EvtSlowTV -- A Large and Diverse Dataset for Event-Based Depth Estimation
Sadiq Layi Macaulay, Nimet Kaygusuz, Simon Hadfield
TL;DR
EvtSlowTV tackles the paucity of large-scale datasets for event-based depth estimation by introducing a real-world, unconstrained dataset derived from YouTube footage, containing over 13B events across diverse environments. It enables self-supervised depth learning by preserving the asynchronous nature of event streams and employing a contrast maximization objective together with a teacher-student training strategy. The approach uses adaptive frame sampling to generate high-fidelity events from SlowTV videos and a 5-bin event volume fed into a skip-connected encoder-decoder to estimate depth and pose.
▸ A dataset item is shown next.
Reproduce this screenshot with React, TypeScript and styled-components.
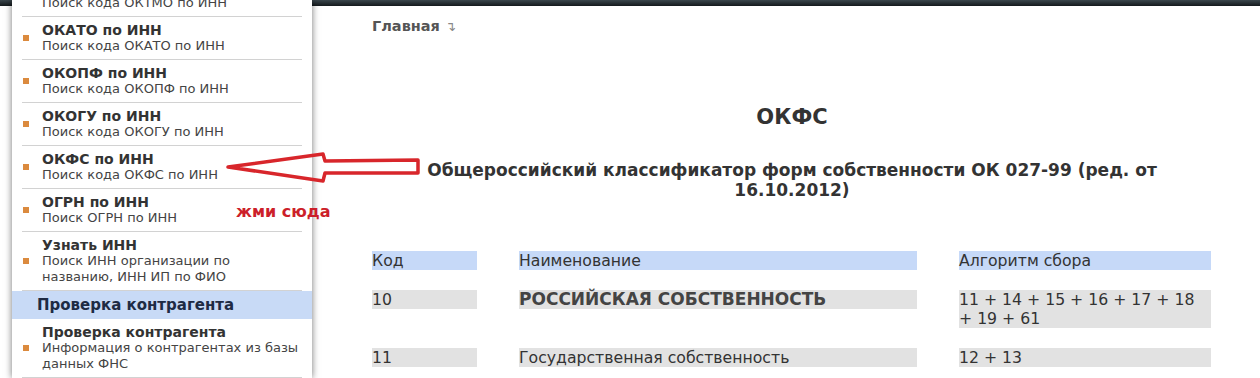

Evaluations demonstrate improved generalization and competitive performance against state-of-the-art methods, highlighting the practical impact of large-scale, diverse event data for robust depth perception in challenging lighting and motion conditions.
Abstract
Event cameras, with their high dynamic range (HDR) and low latency, offer a promising alternative for robust depth estimation in challenging environments. However, many event-based depth estimation approaches are constrained by small-scale annotated datasets, limiting their generalizability to real-world scenarios. To bridge this gap, we introduce EvtSlowTV, a large-scale event camera dataset curated from publicly available YouTube footage, which contains more than 13B events across various environmental conditions and motions, including seasonal hiking, flying, scenic driving, and underwater exploration. EvtSlowTV is an order of magnitude larger than existing event datasets, providing an unconstrained, naturalistic setting for event-based depth learning. This work shows the suitability of EvtSlowTV for a self-supervised learning framework to capitalise on the HDR potential of raw event streams. We further demonstrate that training with EvtSlowTV enhances the model's ability to generalise to complex scenes and motions. Our approach removes the need for frame-based annotations and preserves the asynchronous nature of event data.